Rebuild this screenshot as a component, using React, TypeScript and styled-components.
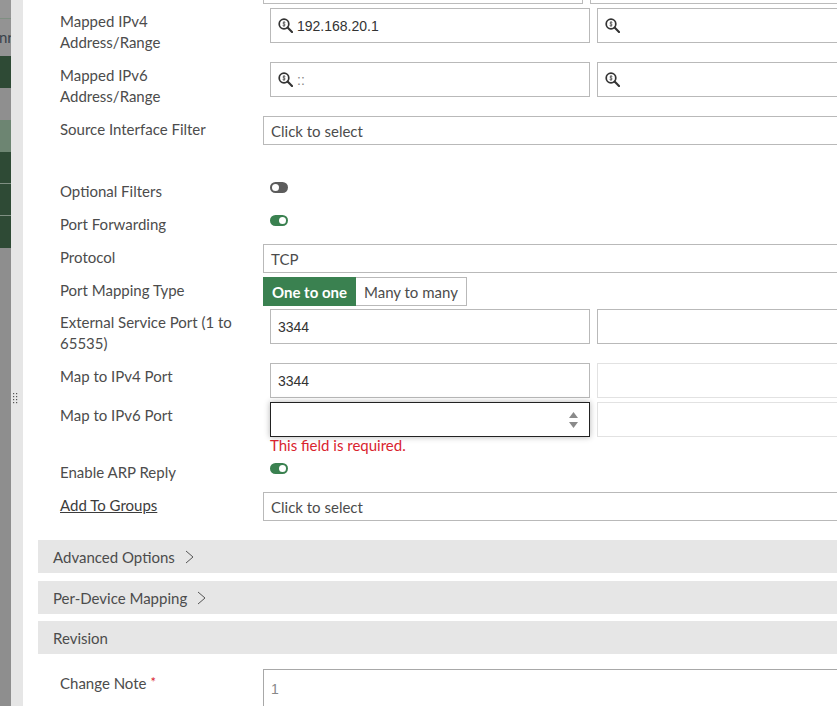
import React from "react";
import styled, { createGlobalStyle } from "styled-components";

const Global = createGlobalStyle`
  html, body { margin: 0; padding: 0; height: 706px; overflow: hidden; background: #fff; }
  #root { height: 706px; }
  * { box-sizing: border-box; }
`;

const Page = styled.div`
  display: flex;
  width: 837px;
  height: 706px;
  overflow: hidden;
  font-family: Lato, "Liberation Sans", sans-serif;
  font-size: 15px;
  color: #4c4c4c;
`;

const Backdrop = styled.div`
  width: 11px;
  flex: none;
  display: flex;
  flex-direction: column;
  background: #8e8e8e;
  overflow: hidden;
`;

const BackdropRow = styled.div<{ $h: number; $bg: string; $line?: boolean }>`
  height: ${(p) => p.$h}px;
  flex: none;
  background: ${(p) => p.$bg};
  border-bottom: ${(p) => (p.$line ? "1px solid #7f8f82" : "none")};
  font-size: 15px;
  line-height: ${(p) => p.$h}px;
  color: #38424b;
  white-space: nowrap;
`;

const ClippedText = styled.span`
  display: block;
  margin-left: -1px;
  line-height: 36px;
`;

const Handle = styled.div`
  width: 12px;
  flex: none;
  background: #e6e6e6;
  padding: 389px 0 0 2px;
`;

const Panel = styled.div`
  flex: 1;
  min-width: 0;
  padding-left: 15px;
  overflow: hidden;
  background: #fff;
`;

const TopStub = styled.div`
  display: grid;
  grid-template-columns: 320px 320px;
  column-gap: 7px;
  height: 4px;
  padding-left: 225px;
`;

const StubCell = styled.div`
  border: 1px solid #bbb;
  border-top: none;
`;

const Row = styled.div<{ $top: number; $wide?: boolean }>`
  display: grid;
  grid-template-columns: ${(p) => (p.$wide ? "203px 700px" : "203px 320px 320px")};
  column-gap: ${(p) => (p.$wide ? "0" : "7px")};
  align-items: start;
  margin-top: ${(p) => p.$top}px;
  padding-left: 22px;
  ${(p) => (p.$wide ? "width: 925px;" : "")}
`;

const Label = styled.div<{ $flush?: boolean }>`
  line-height: 21px;
  padding-top: ${(p) => (p.$flush ? 0 : 3)}px;
  color: #4c4c4c;
`;

const LinkLabel = styled.a`
  color: #3c3c3c;
  text-decoration: underline;
`;

const Required = styled.span`
  color: #d9232e;
  font-size: 13px;
  vertical-align: 2px;
  margin-left: 4px;
`;

const Field = styled.div<{ $tall?: boolean; $tone?: "normal" | "muted" | "focus" }>`
  height: ${(p) => (p.$tall ? 35 : 29)}px;
  display: flex;
  align-items: center;
  gap: 4px;
  padding: 0 7px;
  background: #fff;
  border: ${(p) =>
    p.$tone === "focus"
      ? "1.5px solid #222"
      : p.$tone === "muted"
        ? "1px solid #e2e2e2"
        : "1px solid #b9b9b9"};
  box-shadow: ${(p) => (p.$tone === "focus" ? "0 0 6px rgba(0,0,0,.3)" : "none")};
  color: #4c4c4c;
`;

const Numeric = styled.span<{ $dim?: boolean }>`
  font-family: "Liberation Sans", Arial, sans-serif;
  font-size: 14px;
  color: ${(p) => (p.$dim ? "#888" : "#333")};
`;

const SpinBox = styled.span`
  margin-left: auto;
  margin-right: 4px;
  display: flex;
`;

const ErrorText = styled.div`
  color: #d9232e;
  line-height: 15px;
  margin-top: 1px;
`;

const FieldStack = styled.div`
  display: flex;
  flex-direction: column;
`;

const Toggle = styled.span<{ $on?: boolean }>`
  display: flex;
  align-items: center;
  justify-content: ${(p) => (p.$on ? "flex-end" : "flex-start")};
  width: 18px;
  height: 11px;
  margin-top: 1px;
  padding: 0 2px;
  border-radius: 6px;
  background: ${(p) => (p.$on ? "#3a8150" : "#5c5c5c")};
  &::after {
    content: "";
    width: 7px;
    height: 7px;
    border-radius: 50%;
    background: #fff;
  }
`;

const Segmented = styled.div`
  display: flex;
  height: 29px;
`;

const Segment = styled.div<{ $active?: boolean }>`
  display: flex;
  align-items: center;
  padding: 0 8px;
  background: ${(p) => (p.$active ? "#3a8150" : "#fff")};
  color: ${(p) => (p.$active ? "#fff" : "#4c4c4c")};
  font-weight: ${(p) => (p.$active ? 700 : 400)};
  border: 1px solid ${(p) => (p.$active ? "#3a8150" : "#b9b9b9")};
  border-left: ${(p) => (p.$active ? "1px solid #3a8150" : "none")};
  white-space: nowrap;
`;

const Section = styled.div<{ $top: number }>`
  display: flex;
  align-items: center;
  gap: 10px;
  height: 33px;
  margin-top: ${(p) => p.$top}px;
  padding-left: 15px;
  background: #e6e6e6;
  color: #4c4c4c;
`;

const NoteBox = styled.div`
  height: 60px;
  padding: 9px 7px;
  border: 1px solid #a8a8a8;
  border-bottom: none;
`;

const Dots = () => (
  <svg width="5" height="11" viewBox="0 0 5 11" fill="#555">
    {[0, 3, 6, 9].map((y) => (
      <React.Fragment key={y}>
        <rect x="0" y={y} width="1.2" height="1.2" />
        <rect x="3" y={y} width="1.2" height="1.2" />
      </React.Fragment>
    ))}
  </svg>
);

const MoneySearch = () => (
  <svg width="15" height="15" viewBox="0 0 15 15" fill="none" style={{ flex: "none" }}>
    <circle cx="6" cy="6" r="4.8" stroke="#333" strokeWidth="1.7" />
    <path d="M9.6 9.6 14 14" stroke="#333" strokeWidth="2.1" strokeLinecap="round" />
    <path
      d="M7.4 4.6C7 4 5 3.9 4.9 5c0 1.2 2.4.8 2.3 2 -.1 1.1-2.1 1-2.6.4M6 3.2v5.6"
      stroke="#444"
      strokeWidth=".8"
    />
  </svg>
);

const Spinner = () => (
  <svg width="9" height="16" viewBox="0 0 9 16" fill="#8a8a8a">
    <path d="M4.5 0 9 6H0Z" />
    <path d="M0 10h9l-4.5 6Z" />
  </svg>
);

const Chevron = () => (
  <svg width="9" height="14" viewBox="0 0 9 14" fill="none" style={{ flex: "none" }}>
    <path d="M1 1l7 6-7 6" stroke="#555" strokeWidth="1" />
  </svg>
);

export default function App() {
  return (
    <Page>
      <Global />
      <Backdrop>
        <BackdropRow $h={19} $bg="#969696" $line />
        <BackdropRow $h={37} $bg="#939393">
          <ClippedText>nr</ClippedText>
        </BackdropRow>
        <BackdropRow $h={32} $bg="#2e4a35" />
        <BackdropRow $h={32} $bg="#8f8f8f" />
        <BackdropRow $h={32} $bg="#6d8572" />
        <BackdropRow $h={32} $bg="#2e4a35" $line />
        <BackdropRow $h={32} $bg="#2e4a35" $line />
        <BackdropRow $h={32} $bg="#2e4a35" />
      </Backdrop>
      <Handle>
        <Dots />
      </Handle>
      <Panel>
        <TopStub>
          <StubCell />
          <StubCell />
        </TopStub>

        <Row $top={4}>
          <Label>
            Mapped IPv4
            <br />
            Address/Range
          </Label>
          <Field $tall>
            <MoneySearch />
            <Numeric>192.168.20.1</Numeric>
          </Field>
          <Field $tall>
            <MoneySearch />
          </Field>
        </Row>

        <Row $top={9}>
          <Label>
            Mapped IPv6
            <br />
            Address/Range
          </Label>
          <Field $tall>
            <MoneySearch />
            <Numeric $dim>::</Numeric>
          </Field>
          <Field $tall>
            <MoneySearch />
          </Field>
        </Row>

        <Row $top={9} $wide>
          <Label>Source Interface Filter</Label>
          <Field>Click to select</Field>
        </Row>

        <Row $top={36}>
          <Label $flush>Optional Filters</Label>
          <Toggle />
        </Row>

        <Row $top={12}>
          <Label $flush>Port Forwarding</Label>
          <Toggle $on />
        </Row>

        <Row $top={9} $wide>
          <Label>Protocol</Label>
          <Field>TCP</Field>
        </Row>

        <Row $top={4} $wide>
          <Label>Port Mapping Type</Label>
          <Segmented>
            <Segment $active>One to one</Segment>
            <Segment>Many to many</Segment>
          </Segmented>
        </Row>

        <Row $top={3}>
          <Label>External Service Port (1 to 65535)</Label>
          <Field $tall>
            <Numeric>3344</Numeric>
          </Field>
          <Field $tall />
        </Row>

        <Row $top={9}>
          <Label>Map to IPv4 Port</Label>
          <Field $tall>
            <Numeric>3344</Numeric>
          </Field>
          <Field $tall $tone="muted" />
        </Row>

        <Row $top={4}>
          <Label>Map to IPv6 Port</Label>
          <FieldStack>
            <Field $tall $tone="focus">
              <SpinBox>
                <Spinner />
              </SpinBox>
            </Field>
            <ErrorText>This field is required.</ErrorText>
          </FieldStack>
          <Field $tall $tone="muted" />
        </Row>

        <Row $top={9}>
          <Label $flush>Enable ARP Reply</Label>
          <Toggle $on />
        </Row>

        <Row $top={9} $wide>
          <Label>
            <LinkLabel>Add To Groups</LinkLabel>
          </Label>
          <Field>Click to select</Field>
        </Row>

        <Section $top={19}>
          Advanced Options
          <Chevron />
        </Section>
        <Section $top={8}>
          Per-Device Mapping
          <Chevron />
        </Section>
        <Section $top={7}>Revision</Section>

        <Row $top={15} $wide>
          <Label>
            Change Note<Required>*</Required>
          </Label>
          <NoteBox>
            <Numeric $dim>1</Numeric>
          </NoteBox>
        </Row>
      </Panel>
    </Page>
  );
}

★ ★ ★ ★ ★

TASK DESCRIPTION: For the material, find the number of lines holding the word "components" and give that figure and nothing more.

ANSWER TO THE TASK: 2